What is expected >> Return the lines below exactly, from the first line to the line that contains "pl-[5px] pb-[5px] bg-[#ffc000]". Leave out pictures.

· · · ·

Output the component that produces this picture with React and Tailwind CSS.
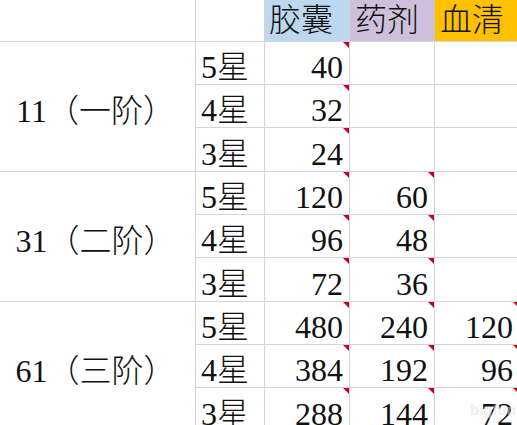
import React from "react";

const groups = [
  { label: "11（一阶）", rows: [["5星", "40", "", ""], ["4星", "32", "", ""], ["3星", "24", "", ""]] },
  { label: "31（二阶）", rows: [["5星", "120", "60", ""], ["4星", "96", "48", ""], ["3星", "72", "36", ""]] },
  { label: "61（三阶）", rows: [["5星", "480", "240", "120"], ["4星", "384", "192", "96"], ["3星", "288", "144", "72"]] },
];

const font = { fontFamily: '"Liberation Serif", "Noto Sans CJK SC", serif' };

function Flag() {
  return (
    <span className="absolute top-0 right-0 w-0 h-0 border-l-[6px] border-l-transparent border-t-[6px] border-t-[#c8001e]" />
  );
}

function NumCell({ value }) {
  return (
    <div className="relative flex items-end justify-end pr-[6px] pb-[1px] border-r border-b border-[#d4d4d8]">
      {value && <Flag />}
      <span className="leading-none">{value}</span>
    </div>
  );
}

export default function App() {
  return (
    <div className="w-[517px] h-[425px] overflow-hidden bg-white text-[#111] text-[32px] font-light" style={font}>
      <div className="relative grid w-[520px] grid-cols-[196px_69px_85px_85px_85px] grid-rows-[42px_43px_43px_44px_43px_43px_44px_43px_43px_44px]">
        <div className="border-r border-b border-[#d4d4d8]" />
        <div className="border-r border-b border-[#d4d4d8]" />
        <div className="flex items-end pl-[4px] pb-[5px] bg-[#bdd7ee] border-b border-[#d4d4d8]"><span className="leading-none">胶囊</span></div>
        <div className="flex items-end pl-[5px] pb-[5px] bg-[#ccc0da] border-b border-[#d4d4d8]"><span className="leading-none">药剂</span></div>
        <div className="flex items-end pl-[5px] pb-[5px] bg-[#ffc000] border-b border-[#d4d4d8]"><span className="leading-none">血清</span></div>

        {groups.map((g) => (
          <React.Fragment key={g.label}>
            <div className="row-span-3 flex items-center justify-center pr-[4px] pt-[8px] border-r border-b border-[#d4d4d8]">
              <span className="leading-none whitespace-nowrap">{g.label}</span>
            </div>
            {g.rows.map((r) => (
              <React.Fragment key={g.label + r[0]}>
                <div className="flex items-end pl-[5px] pb-[1px] border-r border-b border-[#d4d4d8]">
                  <span className="leading-none">{r[0]}</span>
                </div>
                <NumCell value={r[1]} />
                <NumCell value={r[2]} />
                <NumCell value={r[3]} />
              </React.Fragment>
            ))}
          </React.Fragment>
        ))}

        {/* faint watermark */}
        <span
          className="absolute left-[470px] top-[402px] text-[15px] font-bold leading-none text-[#e2e2e2] opacity-50 pointer-events-none"
          style={{ fontFamily: '"Liberation Sans", sans-serif' }}
        >
          bigfun
        </span>
      </div>
    </div>
  );
}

· · · ·

Solution to this problem >>
Output the component that produces this picture with React and Tailwind CSS.
import React from "react";

const groups = [
  { label: "11（一阶）", rows: [["5星", "40", "", ""], ["4星", "32", "", ""], ["3星", "24", "", ""]] },
  { label: "31（二阶）", rows: [["5星", "120", "60", ""], ["4星", "96", "48", ""], ["3星", "72", "36", ""]] },
  { label: "61（三阶）", rows: [["5星", "480", "240", "120"], ["4星", "384", "192", "96"], ["3星", "288", "144", "72"]] },
];

const font = { fontFamily: '"Liberation Serif", "Noto Sans CJK SC", serif' };

function Flag() {
  return (
    <span className="absolute top-0 right-0 w-0 h-0 border-l-[6px] border-l-transparent border-t-[6px] border-t-[#c8001e]" />
  );
}

function NumCell({ value }) {
  return (
    <div className="relative flex items-end justify-end pr-[6px] pb-[1px] border-r border-b border-[#d4d4d8]">
      {value && <Flag />}
      <span className="leading-none">{value}</span>
    </div>
  );
}

export default function App() {
  return (
    <div className="w-[517px] h-[425px] overflow-hidden bg-white text-[#111] text-[32px] font-light" style={font}>
      <div className="relative grid w-[520px] grid-cols-[196px_69px_85px_85px_85px] grid-rows-[42px_43px_43px_44px_43px_43px_44px_43px_43px_44px]">
        <div className="border-r border-b border-[#d4d4d8]" />
        <div className="border-r border-b border-[#d4d4d8]" />
        <div className="flex items-end pl-[4px] pb-[5px] bg-[#bdd7ee] border-b border-[#d4d4d8]"><span className="leading-none">胶囊</span></div>
        <div className="flex items-end pl-[5px] pb-[5px] bg-[#ccc0da] border-b border-[#d4d4d8]"><span className="leading-none">药剂</span></div>
        <div className="flex items-end pl-[5px] pb-[5px] bg-[#ffc000] border-b border-[#d4d4d8]"><span className="leading-none">血清</span></div>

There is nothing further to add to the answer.